# The exercise:
Quote all lines below exactly. Images stay out.
---
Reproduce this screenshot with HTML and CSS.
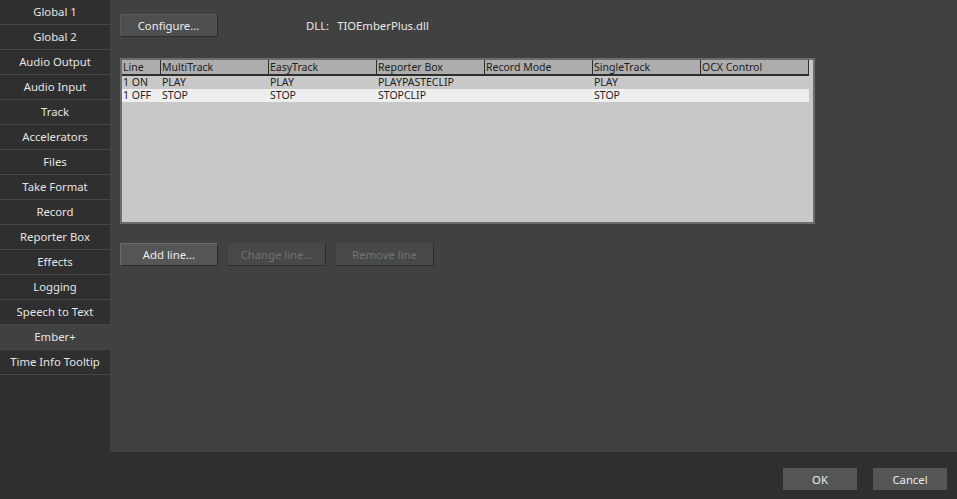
FILE: index.html
```html
<!DOCTYPE html>
<html>
<head>
    <title>Settings - Ember+</title>
    <link rel="stylesheet" href="styles.css">
</head>
<body>
    <div class="window">
        <div class="main">
            <div class="sidebar">
                <div class="nav-item">Global 1</div>
                <div class="nav-item">Global 2</div>
                <div class="nav-item">Audio Output</div>
                <div class="nav-item">Audio Input</div>
                <div class="nav-item">Track</div>
                <div class="nav-item">Accelerators</div>
                <div class="nav-item">Files</div>
                <div class="nav-item">Take Format</div>
                <div class="nav-item">Record</div>
                <div class="nav-item">Reporter Box</div>
                <div class="nav-item">Effects</div>
                <div class="nav-item">Logging</div>
                <div class="nav-item">Speech to Text</div>
                <div class="nav-item active">Ember+</div>
                <div class="nav-item">Time Info Tooltip</div>
            </div>

            <div class="content">
                <div class="top-row">
                    <button class="btn">Configure...</button>
                    <div class="dll"><span class="dll-label">DLL:</span>TIOEmberPlus.dll</div>
                </div>

                <div class="grid">
                    <div class="grid-head">
                        <div class="col c-line">Line</div>
                        <div class="col">MultiTrack</div>
                        <div class="col">EasyTrack</div>
                        <div class="col">Reporter Box</div>
                        <div class="col">Record Mode</div>
                        <div class="col">SingleTrack</div>
                        <div class="col">OCX Control</div>
                    </div>
                    <div class="grid-row">
                        <div class="col c-line">1 ON</div>
                        <div class="col">PLAY</div>
                        <div class="col">PLAY</div>
                        <div class="col">PLAYPASTECLIP</div>
                        <div class="col"></div>
                        <div class="col">PLAY</div>
                        <div class="col"></div>
                    </div>
                    <div class="grid-row selected">
                        <div class="col c-line">1 OFF</div>
                        <div class="col">STOP</div>
                        <div class="col">STOP</div>
                        <div class="col">STOPCLIP</div>
                        <div class="col"></div>
                        <div class="col">STOP</div>
                        <div class="col"></div>
                    </div>
                </div>

                <div class="line-buttons">
                    <button class="btn btn-focus">Add line...</button>
                    <button class="btn" disabled>Change line...</button>
                    <button class="btn" disabled>Remove line</button>
                </div>
            </div>
        </div>

        <div class="footer">
            <button class="btn btn-dialog">OK</button>
            <button class="btn btn-dialog">Cancel</button>
        </div>
    </div>
</body>
</html>
```

FILE: styles.css
```css
body {
    margin: 0;
    background: #2f2f2f;
    font-family: "Noto Sans", "Open Sans", sans-serif;
    font-size: 11.3px;
    color: #e6e6e6;
}
.window {
    width: 957px;
    height: 499px;
    display: flex;
    flex-direction: column;
    overflow: hidden;
}
.main {
    display: flex;
    height: 452px;
}
.sidebar {
    width: 110px;
    background: #2f2f2f;
}
.nav-item {
    height: 24px;
    line-height: 24px;
    border-bottom: 1px solid #464646;
    text-align: center;
    color: #e4e4e4;
}
.nav-item.active {
    background: #404241;
}
.content {
    flex: 1;
    background: #404241;
    padding: 14px 0 0 10px;
}
.top-row {
    display: flex;
    align-items: center;
}
.btn {
    width: 98px;
    height: 23px;
    padding: 0;
    background: #4e4f4f;
    color: #ececec;
    font-family: inherit;
    font-size: 11.3px;
    border: none;
    border-right: 1px solid #2c2c2c;
    border-bottom: 1px solid #2c2c2c;
    box-shadow: inset 1px 1px 0 #5a5a5a;
    cursor: pointer;
}
.btn:disabled {
    background: #474848;
    color: #727272;
    box-shadow: none;
    cursor: default;
}
.btn-focus {
    background: #555656;
    border: 1px solid #2c2c2c;
    border-top-color: #6a6a6a;
    border-left-color: #6a6a6a;
    box-shadow: none;
}
.dll {
    margin-left: 88px;
    color: #e8e8e8;
}
.dll-label {
    margin-right: 8px;
}
.grid {
    margin-top: 21px;
    width: 691px;
    height: 162px;
    background: #c8c8c8;
    border: 2px solid #6c6c6c;
    font-size: 10.5px;
    color: #1e1e1e;
}
.grid-head {
    display: flex;
    width: 686px;
    height: 14px;
    background: #adadad;
    border: 1px solid #2e2e2e;
    border-width: 0 1px 2px 0;
    line-height: 14px;
}
.grid-head .col {
    border-left: 1px solid #2e2e2e;
}
.grid-head .col.c-line {
    border-left: none;
}
.col {
    width: 108px;
    box-sizing: border-box;
    padding-left: 1px;
    white-space: nowrap;
    overflow: hidden;
}
.col.c-line {
    width: 38px;
}
.grid-row {
    display: flex;
    width: 687px;
    height: 13px;
    line-height: 13px;
}
.grid-row .col {
    padding-left: 2px;
}
.grid-row .col.c-line {
    padding-left: 1px;
}
.grid-row.selected {
    background: #eeeeee;
}
.line-buttons {
    display: flex;
    gap: 10px;
    margin-top: 19px;
}
.footer {
    flex: 1;
    display: flex;
    justify-content: flex-end;
    align-items: flex-start;
    gap: 16px;
    padding: 16px 10px 0 0;
    background: #2f2f2f;
}
.btn-dialog {
    width: 74px;
    height: 22px;
    background: #545555;
    border: none;
    box-shadow: none;
}
```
---
# Full answer:
Reproduce this screenshot with HTML and CSS.
FILE: index.html
```html
<!DOCTYPE html>
<html>
<head>
    <title>Settings - Ember+</title>
    <link rel="stylesheet" href="styles.css">
</head>
<body>
    <div class="window">
        <div class="main">
            <div class="sidebar">
                <div class="nav-item">Global 1</div>
                <div class="nav-item">Global 2</div>
                <div class="nav-item">Audio Output</div>
                <div class="nav-item">Audio Input</div>
                <div class="nav-item">Track</div>
                <div class="nav-item">Accelerators</div>
                <div class="nav-item">Files</div>
                <div class="nav-item">Take Format</div>
                <div class="nav-item">Record</div>
                <div class="nav-item">Reporter Box</div>
                <div class="nav-item">Effects</div>
                <div class="nav-item">Logging</div>
                <div class="nav-item">Speech to Text</div>
                <div class="nav-item active">Ember+</div>
                <div class="nav-item">Time Info Tooltip</div>
            </div>

            <div class="content">
                <div class="top-row">
                    <button class="btn">Configure...</button>
                    <div class="dll"><span class="dll-label">DLL:</span>TIOEmberPlus.dll</div>
                </div>

                <div class="grid">
                    <div class="grid-head">
                        <div class="col c-line">Line</div>
                        <div class="col">MultiTrack</div>
                        <div class="col">EasyTrack</div>
                        <div class="col">Reporter Box</div>
                        <div class="col">Record Mode</div>
                        <div class="col">SingleTrack</div>
                        <div class="col">OCX Control</div>
                    </div>
                    <div class="grid-row">
                        <div class="col c-line">1 ON</div>
                        <div class="col">PLAY</div>
                        <div class="col">PLAY</div>
                        <div class="col">PLAYPASTECLIP</div>
                        <div class="col"></div>
                        <div class="col">PLAY</div>
                        <div class="col"></div>
                    </div>
                    <div class="grid-row selected">
                        <div class="col c-line">1 OFF</div>
                        <div class="col">STOP</div>
                        <div class="col">STOP</div>
                        <div class="col">STOPCLIP</div>
                        <div class="col"></div>
                        <div class="col">STOP</div>
                        <div class="col"></div>
                    </div>
                </div>

                <div class="line-buttons">
                    <button class="btn btn-focus">Add line...</button>
                    <button class="btn" disabled>Change line...</button>
                    <button class="btn" disabled>Remove line</button>
                </div>
            </div>
        </div>

        <div class="footer">
            <button class="btn btn-dialog">OK</button>
            <button class="btn btn-dialog">Cancel</button>
        </div>
    </div>
</body>
</html>
```

FILE: styles.css
```css
body {
    margin: 0;
    background: #2f2f2f;
    font-family: "Noto Sans", "Open Sans", sans-serif;
    font-size: 11.3px;
    color: #e6e6e6;
}
.window {
    width: 957px;
    height: 499px;
    display: flex;
    flex-direction: column;
    overflow: hidden;
}
.main {
    display: flex;
    height: 452px;
}
.sidebar {
    width: 110px;
    background: #2f2f2f;
}
.nav-item {
    height: 24px;
    line-height: 24px;
    border-bottom: 1px solid #464646;
    text-align: center;
    color: #e4e4e4;
}
.nav-item.active {
    background: #404241;
}
.content {
    flex: 1;
    background: #404241;
    padding: 14px 0 0 10px;
}
.top-row {
    display: flex;
    align-items: center;
}
.btn {
    width: 98px;
    height: 23px;
    padding: 0;
    background: #4e4f4f;
    color: #ececec;
    font-family: inherit;
    font-size: 11.3px;
    border: none;
    border-right: 1px solid #2c2c2c;
    border-bottom: 1px solid #2c2c2c;
    box-shadow: inset 1px 1px 0 #5a5a5a;
    cursor: pointer;
}
.btn:disabled {
    background: #474848;
    color: #727272;
    box-shadow: none;
    cursor: default;
}
.btn-focus {
    background: #555656;
    border: 1px solid #2c2c2c;
    border-top-color: #6a6a6a;
    border-left-color: #6a6a6a;
    box-shadow: none;
}
.dll {
    margin-left: 88px;
    color: #e8e8e8;
}
.dll-label {
    margin-right: 8px;
}
.grid {
    margin-top: 21px;
    width: 691px;
    height: 162px;
    background: #c8c8c8;
    border: 2px solid #6c6c6c;
    font-size: 10.5px;
    color: #1e1e1e;
}
.grid-head {
    display: flex;
    width: 686px;
    height: 14px;
    background: #adadad;
    border: 1px solid #2e2e2e;
    border-width: 0 1px 2px 0;
    line-height: 14px;
}
.grid-head .col {
    border-left: 1px solid #2e2e2e;
}
.grid-head .col.c-line {
    border-left: none;
}
.col {
    width: 108px;
    box-sizing: border-box;
    padding-left: 1px;
    white-space: nowrap;
    overflow: hidden;
}
.col.c-line {
    width: 38px;
}
.grid-row {
    display: flex;
    width: 687px;
    height: 13px;
    line-height: 13px;
}
.grid-row .col {
    padding-left: 2px;
}
.grid-row .col.c-line {
    padding-left: 1px;
}
.grid-row.selected {
    background: #eeeeee;
}
.line-buttons {
    display: flex;
    gap: 10px;
    margin-top: 19px;
}
.footer {
    flex: 1;
    display: flex;
    justify-content: flex-end;
    align-items: flex-start;
    gap: 16px;
    padding: 16px 10px 0 0;
    background: #2f2f2f;
}
.btn-dialog {
    width: 74px;
    height: 22px;
    background: #545555;
    border: none;
    box-shadow: none;
}
```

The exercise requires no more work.